LIKE MAWSON IN A BLIZZARD
The following thoughts arose from a casual observation. I have rather poor eye sight, especially in the morning’s glare. Things are, to say the least, very blurry. One morning last year, something white caught my attention on the grassed side walk, across the road from my home. I could not decide what it was. From the many possibilities that came to mind, I pondered which the correct one was.
I started to reflect on the analogy with this white “something” and life in general. Throughout our lives we are determining truths. Sometimes we are told to agree and not question opinions presented by others. I have found that you cannot really argue with a person who claims to know the truth.

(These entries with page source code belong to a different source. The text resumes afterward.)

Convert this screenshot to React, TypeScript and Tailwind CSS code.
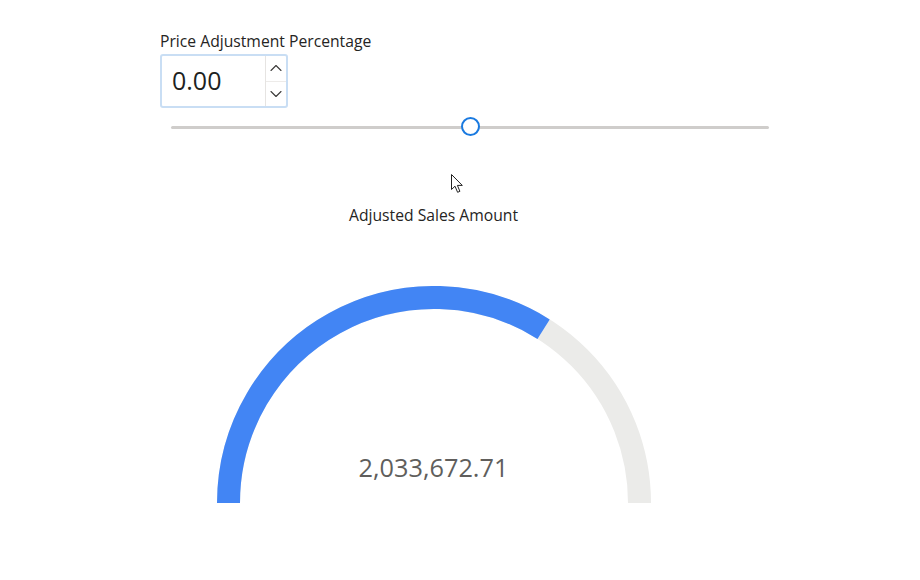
import { ChevronUp, ChevronDown } from 'lucide-react';

export default function App() {
  const value = 2033672.71;
  const max = 2995000;
  const frac = value / max;

  // gauge geometry (svg coords)
  const cx = 217;
  const cy = 217;
  const r = 205.5;
  const phi = Math.PI * (1 - frac);
  const ex = cx + r * Math.cos(phi);
  const ey = cy - r * Math.sin(phi);

  return (
    <div className="relative w-[920px] h-[580px] bg-white pl-[160px] pt-[31px] text-[#252423]" style={{ fontFamily: '"Open Sans", "Noto Sans", sans-serif' }}>
      <div className="text-[15.7px] leading-[21px]">Price Adjustment Percentage</div>

      <div className="mt-[2px] flex w-[128px] h-[54px] rounded-[3px] border-2 border-[#c9def4] bg-white">
        <div className="flex-1 flex items-center pl-[10px] text-[25px] text-[#201f1e]">0.00</div>
        <div className="w-[21px] flex flex-col border-l border-[#e6e4e2]">
          <div className="flex-1 flex items-center justify-center border-b border-[#edebe9] text-[#3b3a39]">
            <ChevronUp size={20} strokeWidth={1.3} />
          </div>
          <div className="flex-1 flex items-center justify-center text-[#3b3a39]">
            <ChevronDown size={20} strokeWidth={1.3} />
          </div>
        </div>
      </div>

      <div className="relative ml-[11px] mt-[9px] w-[598px] h-[20px] flex items-center">
        <div className="w-full h-[3px] rounded-full bg-[#cfcdcb]" />
        <div className="absolute left-[290px] top-[0px] w-[19px] h-[19px] rounded-full border-2 border-[#1a7ae0] bg-white" />
      </div>

      <div className="w-[547px] mt-[68px] flex flex-col items-center">
        <div className="text-[15.7px] leading-[21px]">Adjusted Sales Amount</div>
        <div className="relative mt-[60px] w-[434px] h-[217px]">
          <svg width="434" height="217" viewBox="0 0 434 217">
            <path d={`M ${cx - r} ${cy} A ${r} ${r} 0 0 1 ${cx + r} ${cy}`} fill="none" stroke="#ebebe9" strokeWidth="23" />
            <path d={`M ${cx - r} ${cy} A ${r} ${r} 0 0 1 ${ex} ${ey}`} fill="none" stroke="#4285f4" strokeWidth="23" />
          </svg>
          <div className="absolute left-0 right-0 top-[163px] text-center text-[25.3px] leading-[36px] text-[#605e5c]">
            {value.toLocaleString('en-US', { minimumFractionDigits: 2 })}
          </div>
        </div>
      </div>

      <svg className="absolute left-[451px] top-[174px]" width="13" height="20" viewBox="0 0 13 20">
        <path d="M0.5 0.5 L0.5 15.5 L4 12.2 L6.6 18.3 L8.9 17.3 L6.4 11.4 L11.3 11.4 Z" fill="white" stroke="#222" strokeWidth="1" strokeLinejoin="round" />
      </svg>
    </div>
  );
}
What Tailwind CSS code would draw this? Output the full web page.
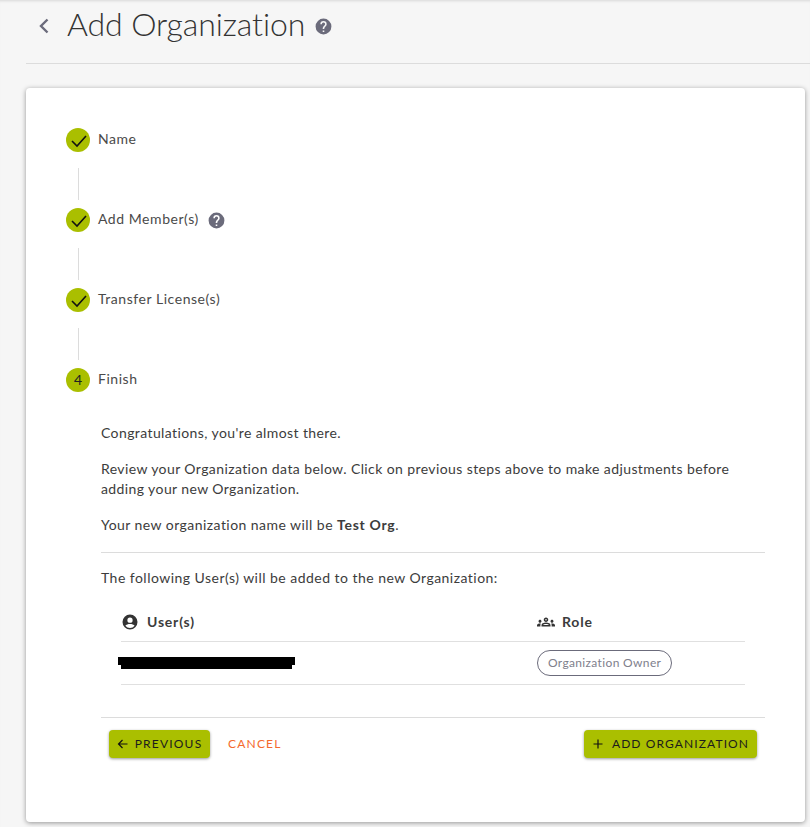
<!DOCTYPE html>
<html lang="en">
<head>
  <meta charset="UTF-8" />
  <title>Add Organization</title>
  <script src="https://cdn.jsdelivr.net/npm/@tailwindcss/browser@4"></script>
</head>
<body class="bg-[#f6f6f6] h-[827px] w-[810px] overflow-hidden shadow-[inset_0_3px_3px_-2px_rgba(0,0,0,0.12)] font-['Lato','Noto_Sans',sans-serif] text-[14px] leading-[20px] tracking-[0.4px] text-[#3c3c3c]">

  <!-- header -->
  <div class="ml-[26px] h-[63px] border-b border-[#dcdcdc] flex items-start box-content">
    <svg class="ml-[12px] mt-[17px] w-[12px] h-[18px] text-[#6b6b7b]" viewBox="0 0 12 18" fill="none" stroke="currentColor" stroke-width="2.4"><path d="M9.5 2.5 3 9l6.5 6.5" /></svg>
    <h1 class="ml-[17px] mt-[2px] text-[32px] leading-[44px] tracking-[-0.1px] font-light text-[#333]">Add Organization</h1>
    <svg class="ml-[9px] mt-[17px] w-[19px] h-[19px] text-[#6b6b7b]" viewBox="0 0 24 24" fill="currentColor"><path d="M12 2a10 10 0 1 0 0 20 10 10 0 0 0 0-20Zm1 17h-2v-2h2v2Zm2.07-7.75-.9.92C13.45 12.9 13 13.5 13 15h-2v-.5c0-1.1.45-2.1 1.17-2.83l1.24-1.26c.37-.36.59-.86.59-1.41 0-1.1-.9-2-2-2s-2 .9-2 2H8a4 4 0 0 1 8 0c0 .88-.36 1.68-.93 2.25Z" /></svg>
  </div>

  <!-- card -->
  <div class="ml-[26px] mt-[24px] w-[779px] h-[734px] bg-white rounded-[4px] shadow-[0_1px_5px_rgba(0,0,0,0.4)] pt-[40px] pl-[40px] pr-[40px]">
    <div class="flex items-center h-[24px]">
      <span class="w-[24px] h-[24px] rounded-full bg-[#aabf00] flex items-center justify-center">
        <svg class="w-[18px] h-[18px]" viewBox="0 0 18 18" fill="none" stroke="#111" stroke-width="1.6"><path d="M3 10 8 15 17 5" /></svg>
      </span>
      <span class="ml-[8px] pb-[2px] tracking-[0.55px] text-[#4a4a4a]">Name</span>
    </div>
    <div class="ml-[12px] mt-[16px] mb-[8px] h-[32px] w-px bg-[#dcdcdc]"></div>
    <div class="flex items-center h-[24px]">
      <span class="w-[24px] h-[24px] rounded-full bg-[#aabf00] flex items-center justify-center">
        <svg class="w-[18px] h-[18px]" viewBox="0 0 18 18" fill="none" stroke="#111" stroke-width="1.6"><path d="M3 10 8 15 17 5" /></svg>
      </span>
      <span class="ml-[8px] pb-[2px] tracking-[0.55px] text-[#4a4a4a]">Add Member(s)</span>
      <svg class="ml-[8px] w-[19px] h-[19px] text-[#6b6b7b]" viewBox="0 0 24 24" fill="currentColor"><path d="M12 2a10 10 0 1 0 0 20 10 10 0 0 0 0-20Zm1 17h-2v-2h2v2Zm2.07-7.75-.9.92C13.45 12.9 13 13.5 13 15h-2v-.5c0-1.1.45-2.1 1.17-2.83l1.24-1.26c.37-.36.59-.86.59-1.41 0-1.1-.9-2-2-2s-2 .9-2 2H8a4 4 0 0 1 8 0c0 .88-.36 1.68-.93 2.25Z" /></svg>
    </div>
    <div class="ml-[12px] mt-[16px] mb-[8px] h-[32px] w-px bg-[#dcdcdc]"></div>
    <div class="flex items-center h-[24px]">
      <span class="w-[24px] h-[24px] rounded-full bg-[#aabf00] flex items-center justify-center">
        <svg class="w-[18px] h-[18px]" viewBox="0 0 18 18" fill="none" stroke="#111" stroke-width="1.6"><path d="M3 10 8 15 17 5" /></svg>
      </span>
      <span class="ml-[8px] pb-[2px] tracking-[0.55px] text-[#4a4a4a]">Transfer License(s)</span>
    </div>
    <div class="ml-[12px] mt-[16px] mb-[8px] h-[32px] w-px bg-[#dcdcdc]"></div>
    <div class="flex items-center h-[24px]">
      <span class="w-[24px] h-[24px] rounded-full bg-[#aabf00] flex items-center justify-center text-[#222] tracking-normal">4</span>
      <span class="ml-[8px] pb-[2px] tracking-[0.55px] text-[#4a4a4a]">Finish</span>
    </div>

    <!-- step content -->
    <div class="ml-[35px] w-[664px] mt-[31px]">
      <p>Congratulations, you're almost there.</p>
      <p class="mt-[16px]">Review your Organization data below. Click on previous steps above to make adjustments before adding your new Organization.</p>
      <p class="mt-[16px] tracking-[0.45px]">Your new organization name will be <b class="font-bold tracking-[0.7px]">Test Org</b>.</p>
      <div class="mt-[17px] h-px bg-[#dcdcdc]"></div>
      <p class="mt-[15px] tracking-[0.47px]">The following User(s) will be added to the new Organization:</p>

      <div class="mx-[20px] mt-[15px]">
        <div class="flex h-[38px] items-center border-b border-[#e0e0e0] box-content font-bold tracking-[0.8px] text-[#3c3c3c]">
          <div class="w-[416px] flex items-center">
            <svg class="w-[18px] h-[18px] text-[#333]" viewBox="0 0 24 24" fill="currentColor"><path d="M12 2a10 10 0 1 0 0 20 10 10 0 0 0 0-20Zm0 4a3.5 3.5 0 1 1 0 7 3.5 3.5 0 0 1 0-7Zm0 14a8 8 0 0 1-6.16-2.9C6.6 15.5 9.6 14.8 12 14.8s5.4.7 6.16 2.3A8 8 0 0 1 12 20Z" /></svg>
            <span class="ml-[8px]">User(s)</span>
          </div>
          <div class="flex items-center">
            <svg class="w-[18px] h-[18px] text-[#333]" viewBox="0 0 24 24" fill="currentColor"><path d="M4 13c1.1 0 2-.9 2-2s-.9-2-2-2-2 .9-2 2 .9 2 2 2zm1.13 1.1C4.76 14.04 4.39 14 4 14c-.99 0-1.93.21-2.78.58C.48 14.9 0 15.62 0 16.43V18h4.5v-1.61c0-.83.23-1.61.63-2.29zM20 13c1.1 0 2-.9 2-2s-.9-2-2-2-2 .9-2 2 .9 2 2 2zm4 3.43c0-.81-.48-1.53-1.22-1.85C21.93 14.21 20.99 14 20 14c-.39 0-.76.04-1.13.1.4.68.63 1.46.63 2.29V18H24v-1.57zm-7.76-2.78c-1.17-.52-2.61-.9-4.24-.9s-3.07.39-4.24.9C6.68 14.13 6 15.21 6 16.39V18h12v-1.61c0-1.18-.68-2.26-1.76-2.74zM8.07 16c.09-.23.13-.39.91-.69.97-.38 1.99-.56 3.02-.56s2.05.18 3.02.56c.77.3.81.46.91.69H8.07zM12 8c.55 0 1 .45 1 1s-.45 1-1 1-1-.45-1-1 .45-1 1-1m0-2c-1.66 0-3 1.34-3 3s1.34 3 3 3 3-1.34 3-3-1.34-3-3-3z" /></svg>
            <span class="ml-[7px]">Role</span>
          </div>
        </div>
        <div class="flex h-[42px] items-center border-b border-[#e0e0e0] box-content">
          <div class="w-[416px] relative">
            <div class="absolute left-[-3px] top-[-6px] w-[177px] h-[8px] bg-black"></div>
            <div class="absolute left-[0px] top-[2px] w-[171px] h-[4px] bg-black"></div>
          </div>
          <span class="h-[26px] px-[10px] rounded-full border border-[#6b6b7b] text-[12px] leading-[23px] text-[#80808c] tracking-[0.35px]">Organization Owner</span>
        </div>
      </div>

      <div class="mt-[32px] h-px bg-[#dcdcdc]"></div>
      <div class="mt-[12px] flex items-center px-[8px]">
        <button class="h-[28px] w-[101px] rounded-[4px] bg-[#aabf00] shadow-[0_1px_3px_rgba(0,0,0,0.4)] flex items-center justify-center text-[12px] tracking-[1.2px] text-[#1c1c1c]">
          <svg class="w-[12px] h-[12px] mr-[6px]" viewBox="0 0 12 12" fill="none" stroke="#111" stroke-width="1.2"><path d="M10.5 6H1.8M5.5 2 1.5 6l4 4" /></svg>
          PREVIOUS
        </button>
        <span class="ml-[18px] text-[12px] tracking-[1.2px] text-[#f4692e]">CANCEL</span>
        <button class="ml-auto h-[28px] w-[173px] rounded-[4px] bg-[#aabf00] shadow-[0_1px_3px_rgba(0,0,0,0.4)] flex items-center justify-center text-[12px] tracking-[1.1px] text-[#1c1c1c]">
          <svg class="w-[12px] h-[12px] mr-[8px]" viewBox="0 0 12 12" fill="none" stroke="#111" stroke-width="1.2"><path d="M6 1.5v9M1.5 6h9" /></svg>
          ADD ORGANIZATION
        </button>
      </div>
    </div>
  </div>
</body>
</html>
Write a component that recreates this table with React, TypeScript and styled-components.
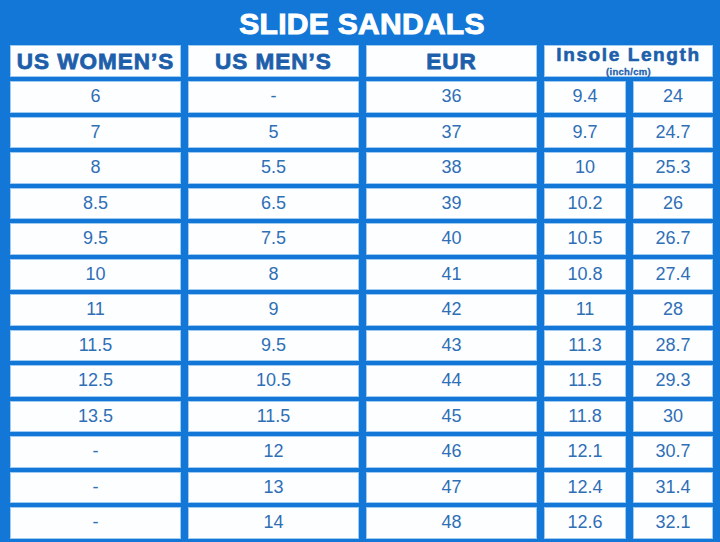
import React from 'react';
import styled, { createGlobalStyle } from 'styled-components';

const GlobalStyle = createGlobalStyle`
    html, body {
        margin: 0;
        padding: 0;
        background: #1277d6;
    }
    body {
        font-family: "Liberation Sans", Arial, sans-serif;
    }
`;

const Page = styled.div`
    width: 720px;
    height: 542px;
    background: #1277d6;
    box-sizing: border-box;
    padding: 0 8px 0 10px;
    overflow: hidden;
`;

const Title = styled.h1`
    margin: 0;
    height: 45px;
    line-height: 47px;
    text-align: center;
    color: #ffffff;
    font-size: 30px;
    font-weight: 700;
    letter-spacing: 0.3px;
    -webkit-text-stroke: 1px #ffffff;
    padding-left: 2px;
`;

const Grid = styled.div`
    display: grid;
    grid-template-columns: 171px 171px 171px 82px 80px;
    grid-template-rows: 32px repeat(13, 31.5px);
    column-gap: 7px;
    row-gap: 4px;
`;

const Cell = styled.div<{ span?: number }>`
    grid-column: span ${({ span }) => span || 1};
    background: #fdfeff;
    border: 1px solid #9fcaf2;
    box-sizing: border-box;
    display: flex;
    align-items: center;
    justify-content: center;
    color: #2f6fb6;
    font-size: 18px;
`;

const HeadCell = styled(Cell)`
    color: #1d5fab;
    font-size: 22.5px;
    font-weight: 700;
    letter-spacing: 1px;
    -webkit-text-stroke: 0.8px #1d5fab;
    padding-top: 1px;
`;

const InsoleHead = styled(HeadCell)`
    flex-direction: column;
    justify-content: flex-start;
    padding-top: 0;
    > .main {
        font-size: 19px;
        line-height: normal;
        margin-top: -2px;
        letter-spacing: 1.6px;
        -webkit-text-stroke: 0.6px #1d5fab;
    }
    > .sub {
        font-size: 9.5px;
        line-height: normal;
        letter-spacing: 0.3px;
        -webkit-text-stroke: 0.3px #1d5fab;
    }
`;

const rows: string[][] = [
    ['6', '-', '36', '9.4', '24'],
    ['7', '5', '37', '9.7', '24.7'],
    ['8', '5.5', '38', '10', '25.3'],
    ['8.5', '6.5', '39', '10.2', '26'],
    ['9.5', '7.5', '40', '10.5', '26.7'],
    ['10', '8', '41', '10.8', '27.4'],
    ['11', '9', '42', '11', '28'],
    ['11.5', '9.5', '43', '11.3', '28.7'],
    ['12.5', '10.5', '44', '11.5', '29.3'],
    ['13.5', '11.5', '45', '11.8', '30'],
    ['-', '12', '46', '12.1', '30.7'],
    ['-', '13', '47', '12.4', '31.4'],
    ['-', '14', '48', '12.6', '32.1'],
];

const App = () => {
    return (
        <Page>
            <GlobalStyle />
            <Title>SLIDE SANDALS</Title>
            <Grid>
                <HeadCell>US WOMEN’S</HeadCell>
                <HeadCell>US MEN’S</HeadCell>
                <HeadCell>EUR</HeadCell>
                <InsoleHead span={2}>
                    <span className={'main'}>Insole Length</span>
                    <span className={'sub'}>(inch/cm)</span>
                </InsoleHead>
                {rows.map((row, i) =>
                    row.map((value, j) => <Cell key={`${i}-${j}`}>{value}</Cell>)
                )}
            </Grid>
        </Page>
    );
};

export default App;
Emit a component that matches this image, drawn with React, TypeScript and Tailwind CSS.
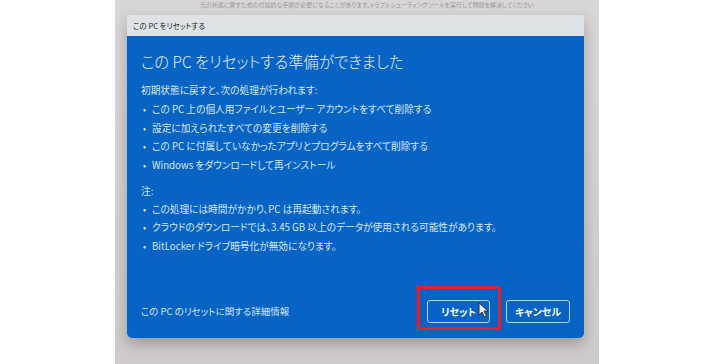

When assessing truth, age and experience may be cited to influence our decision. We can be persuaded by an expert or someone of whom we think favourably and trust. Sometimes majority pressure can be the deciding factor. Not many like to go against the flow and it can appear easier to agree without a fuss. At other times we are given misinformation or told part of the truth in order to influence our decisions. This does not always have to be intentional. Fact can get confused with opinion, emotion can muddy reason.
Certain “truths” indelibly and unconsciously seep into our consciousness through family upbringing and early education. Unquestioning acceptance of certain beliefs, whether right or wrong, at an early age can stay with us for a life time. Where these beliefs are synonymous with prejudices, we have a real problem. I only have to think back to the amount of religious prejudice that was around during my childhood in the 1950s.
Sometimes the language used to express a statement of fact can be deliberately misleading. When political and military leaders talk about warfare, for example, they often resort to euphemistic language to side step or guild the truth. They talk of missions, containment of the enemy, controlling the situation, collateral damage, precision bombing, military surges, taking out the enemy, presumably as you would the garbage, and so on. They may as well be speaking gobble-de-gook. Euphemisms like these deliberately disguise the truth.
Recently I was working in my backyard. It was hot and humid. Suddenly I was aware of movement and was surprised to see what I believed to be a lizard, a bearded dragon, sitting motionless on a rock embankment about a metre away from me. After quietly observing him for a minute or so, I dashed up to the house to grab my camera. When I returned I could not see the lizard, although I thought a rock looked somewhat out of alignment and could possibly have been the lizard’s head. I got closer but still could not be certain. In frustration, I took a photograph anyway. I was most surprised and pleased to find later that I had actually taken a decent photograph of the lizard.
The incident with the lizard reminded me again of my failure to identify the white object on the grass the previous year. On further thinking about these two unrelated events, I again started to reflect on life, its truths, uncertainties and contradictions. Our ability to see truth is sometimes limited. For all sorts of reasons, we seem blinded to it.
Often we hear someone say, “Don’t take my word for it” and then thrown down the challenge to “find out for yourself”. Attempting to find the truth can sometimes be fraught with difficulty and can sometimes lead the searcher further away from any certainty. Sometimes the truth will seem eternally illusive and may require a leap of faith.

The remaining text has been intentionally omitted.